Il Museo rifletteva l’approccio olistico tipico del mondo europeo della fine dell’Ottocento e degli inizi del Novecento nei confronti della realtà africana. L’allestimento espositivo, infatti, era composto da un’ampia varietà di materie prime e oggetti raccolti nel corso delle spedizioni finanziate dalla Società, acquistati da collezionisti oppure donati dai soci corrispondenti dall’Africa. Si arrivò così alla costituzione di una ricca collezione etnografica composta da armi, ornamenti personali, strumenti musicali, oggetti della vita domestica, imbarcazioni. A questa si aggiungono, oltre ad alcuni reperti archeologici, fotografie d’epoca e numerose stampe, anche cospicue collezioni zoologiche, malacologiche, geologiche e botaniche.
L’inaugurazione del nuovo Museo della Società Africana d’Italia nel 2014
Dopo una lunga fase di oblio il patrimonio museale della SAI sta avendo in anni recenti il giusto rilievo sia dal punto di vista espositivo che della ricerca scientifica. In tal senso, un primo importante passo è stato compiuto nell’ottobre 2014 con l’inaugurazione del Museo della Società Africana d’Italia, presso Palazzo Du Mesnil, sede del Rettorato dell’Università degli studi di Napoli “L’Orientale”.
In questa nuova sede è oggi esposta una selezione di materiali e manufatti dalle terre d’Africa, rappresentativi dell’intera collezione confluita nel 2017 nel Sistema Museale di Ateneo dell’Università “L’Orientale”.
La collezione botanica storica della Società Africana d’Italia
Nell’ambito della collezione museale della SAI, un posto importante è occupato dalla collezione botanica nella quale rientrano materie prime e manufatti di origine vegetale, raccolti perlopiù nelle regioni dell’Africa orientale. Nella complessità della collezione museale della SAI, le testimonianze del mondo vegetale sono rappresentate da oltre duecento campioni di diverse categorie vegetali, come semi, frutti, foglie, radici, legni e fibre tessili, oltre ad alcuni manufatti tessili e intrecciati, relativi a più di sessanta specie di piante di interesse alimentare, industriale e farmaceutico.
La porzione più cospicua della collezione botanica é raccolta dall’esploratore e naturalista napoletano Luigi Cufino, nell’ambito di due spedizioni della SAI: una prima fu effettuata in Eritrea, Sudan e Yemen nel 1913, mentre una seconda fu realizzata nella Somalia Italiana, nell’Africa Orientale Inglese e Tedesca nel 1914.

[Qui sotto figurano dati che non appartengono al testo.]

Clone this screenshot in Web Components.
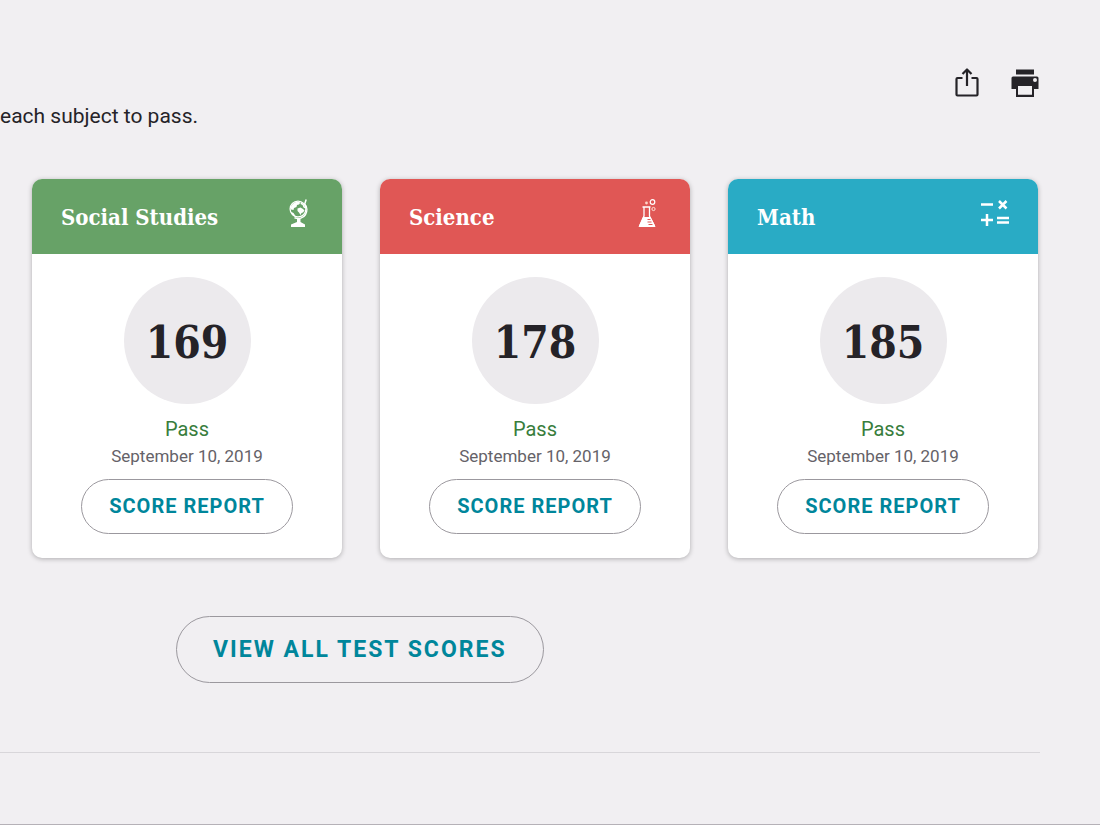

Un archivio di biodiversità del passato e del futuro
Raccolta con chiari intenti merceologici, oggi questa collezione rappresenta un’importante testimonianza di uno spaccato di un mondo vegetale in parte non più esistente.
Questa collezione costituisce una potenziale risorsa per la definizione della biodiversità del passato, in quanto i resti di semi e frutti, raccolti perlopiù nelle regioni del Corno d’Africa, possono fornire un valido confronto per lo studio dei resti vegetali provenienti da contesti archeologici dell’Africa nordorientale, al fine di poter ricostruire l’agricoltura, l’alimentazione e l’ambiente del periodo pre-protostorico di questo territorio.
Analogamente rappresenta una riserva di biodiversità del futuro come hanno già dimostrato alcune indagini preliminari, realizzate in collaborazione con il Dipartimento di Scienze della Vita dell’Università degli Studi di Siena, finalizzate all’estrazione del DNA e a una sperimentazione controllata di germinabilità di semi storici.